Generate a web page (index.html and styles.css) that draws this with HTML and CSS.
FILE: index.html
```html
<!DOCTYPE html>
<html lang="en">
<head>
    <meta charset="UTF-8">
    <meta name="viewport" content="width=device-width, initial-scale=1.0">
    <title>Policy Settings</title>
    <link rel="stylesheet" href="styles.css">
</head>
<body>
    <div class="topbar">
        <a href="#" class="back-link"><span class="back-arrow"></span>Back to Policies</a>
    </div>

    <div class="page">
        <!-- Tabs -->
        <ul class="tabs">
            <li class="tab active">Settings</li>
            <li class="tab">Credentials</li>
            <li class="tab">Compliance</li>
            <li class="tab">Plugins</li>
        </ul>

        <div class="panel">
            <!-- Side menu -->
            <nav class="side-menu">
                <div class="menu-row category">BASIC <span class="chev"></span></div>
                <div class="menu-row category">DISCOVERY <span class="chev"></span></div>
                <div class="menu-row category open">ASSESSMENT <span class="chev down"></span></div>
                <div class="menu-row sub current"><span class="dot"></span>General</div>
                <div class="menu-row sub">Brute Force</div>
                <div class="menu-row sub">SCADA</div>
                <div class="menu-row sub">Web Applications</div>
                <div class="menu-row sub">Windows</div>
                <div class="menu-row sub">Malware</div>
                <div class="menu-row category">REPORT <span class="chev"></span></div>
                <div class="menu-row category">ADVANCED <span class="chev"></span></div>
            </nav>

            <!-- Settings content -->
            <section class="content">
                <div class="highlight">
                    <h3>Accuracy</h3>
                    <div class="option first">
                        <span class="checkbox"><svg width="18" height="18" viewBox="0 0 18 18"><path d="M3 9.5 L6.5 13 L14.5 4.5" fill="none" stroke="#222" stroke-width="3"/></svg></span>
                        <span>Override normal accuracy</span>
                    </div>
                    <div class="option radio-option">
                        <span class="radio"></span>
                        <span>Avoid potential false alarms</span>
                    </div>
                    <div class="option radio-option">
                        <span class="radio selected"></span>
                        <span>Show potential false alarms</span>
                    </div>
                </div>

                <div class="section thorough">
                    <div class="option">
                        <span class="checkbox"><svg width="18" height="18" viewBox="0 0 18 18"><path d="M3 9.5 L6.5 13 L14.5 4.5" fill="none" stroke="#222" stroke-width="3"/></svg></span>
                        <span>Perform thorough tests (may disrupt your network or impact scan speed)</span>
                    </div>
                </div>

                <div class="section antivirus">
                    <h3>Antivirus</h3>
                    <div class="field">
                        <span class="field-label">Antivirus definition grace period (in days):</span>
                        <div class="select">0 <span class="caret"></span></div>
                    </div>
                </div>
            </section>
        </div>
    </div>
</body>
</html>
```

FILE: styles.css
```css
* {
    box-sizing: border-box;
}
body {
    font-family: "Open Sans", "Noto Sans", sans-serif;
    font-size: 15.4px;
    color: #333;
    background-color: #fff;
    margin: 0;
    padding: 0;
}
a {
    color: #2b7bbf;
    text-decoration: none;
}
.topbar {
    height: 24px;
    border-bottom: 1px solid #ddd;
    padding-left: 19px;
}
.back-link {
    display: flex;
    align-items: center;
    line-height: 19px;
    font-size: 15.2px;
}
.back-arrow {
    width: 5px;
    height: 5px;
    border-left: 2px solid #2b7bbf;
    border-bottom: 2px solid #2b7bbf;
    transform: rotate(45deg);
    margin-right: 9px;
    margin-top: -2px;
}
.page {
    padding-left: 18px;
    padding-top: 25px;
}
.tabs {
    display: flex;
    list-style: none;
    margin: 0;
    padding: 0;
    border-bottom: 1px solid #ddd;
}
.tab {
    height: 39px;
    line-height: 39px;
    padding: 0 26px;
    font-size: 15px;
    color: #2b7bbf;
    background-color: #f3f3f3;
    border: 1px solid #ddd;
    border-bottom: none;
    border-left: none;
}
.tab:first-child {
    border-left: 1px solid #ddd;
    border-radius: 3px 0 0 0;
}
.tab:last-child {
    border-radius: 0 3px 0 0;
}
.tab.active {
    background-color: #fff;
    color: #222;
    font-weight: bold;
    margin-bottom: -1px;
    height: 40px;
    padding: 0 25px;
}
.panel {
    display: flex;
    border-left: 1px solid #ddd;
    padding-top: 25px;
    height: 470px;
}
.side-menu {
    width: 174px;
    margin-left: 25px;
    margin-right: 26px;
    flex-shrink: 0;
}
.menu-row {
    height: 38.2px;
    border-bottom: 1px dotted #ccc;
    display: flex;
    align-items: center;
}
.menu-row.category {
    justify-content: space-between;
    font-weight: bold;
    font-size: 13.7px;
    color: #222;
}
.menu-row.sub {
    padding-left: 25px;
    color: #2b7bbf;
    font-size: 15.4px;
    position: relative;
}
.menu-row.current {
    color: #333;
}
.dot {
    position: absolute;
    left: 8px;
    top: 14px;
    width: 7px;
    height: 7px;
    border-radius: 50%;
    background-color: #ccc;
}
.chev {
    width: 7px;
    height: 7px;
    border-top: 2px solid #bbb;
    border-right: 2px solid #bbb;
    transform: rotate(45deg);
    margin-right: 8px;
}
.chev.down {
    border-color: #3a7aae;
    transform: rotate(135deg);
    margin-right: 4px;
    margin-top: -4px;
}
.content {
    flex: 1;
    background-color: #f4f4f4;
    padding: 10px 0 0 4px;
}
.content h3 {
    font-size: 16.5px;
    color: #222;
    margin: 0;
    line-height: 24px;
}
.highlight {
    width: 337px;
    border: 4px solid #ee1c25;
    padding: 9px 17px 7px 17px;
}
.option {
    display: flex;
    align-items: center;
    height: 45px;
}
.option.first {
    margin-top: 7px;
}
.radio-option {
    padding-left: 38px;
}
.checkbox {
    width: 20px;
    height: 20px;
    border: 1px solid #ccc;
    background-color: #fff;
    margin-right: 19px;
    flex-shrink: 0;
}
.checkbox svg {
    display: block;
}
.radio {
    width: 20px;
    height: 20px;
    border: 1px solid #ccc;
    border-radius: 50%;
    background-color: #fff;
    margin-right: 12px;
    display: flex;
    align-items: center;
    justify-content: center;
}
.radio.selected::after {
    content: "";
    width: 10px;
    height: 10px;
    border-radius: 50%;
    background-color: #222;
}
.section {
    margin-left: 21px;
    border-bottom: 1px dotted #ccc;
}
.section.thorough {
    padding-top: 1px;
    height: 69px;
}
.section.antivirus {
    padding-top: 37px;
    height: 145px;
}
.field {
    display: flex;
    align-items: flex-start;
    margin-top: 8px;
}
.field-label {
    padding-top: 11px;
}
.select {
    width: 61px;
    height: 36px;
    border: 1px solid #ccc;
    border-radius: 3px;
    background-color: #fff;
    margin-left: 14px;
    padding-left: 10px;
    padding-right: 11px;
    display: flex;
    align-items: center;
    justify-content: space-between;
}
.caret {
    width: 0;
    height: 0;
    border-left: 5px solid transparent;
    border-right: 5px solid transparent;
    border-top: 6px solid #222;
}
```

|---|

AIM OF THE EXERCISE
Show the lines of the data that hold the word "index".

FINISHED ANSWER
Generate a web page (index.html and styles.css) that draws this with HTML and CSS.
FILE: index.html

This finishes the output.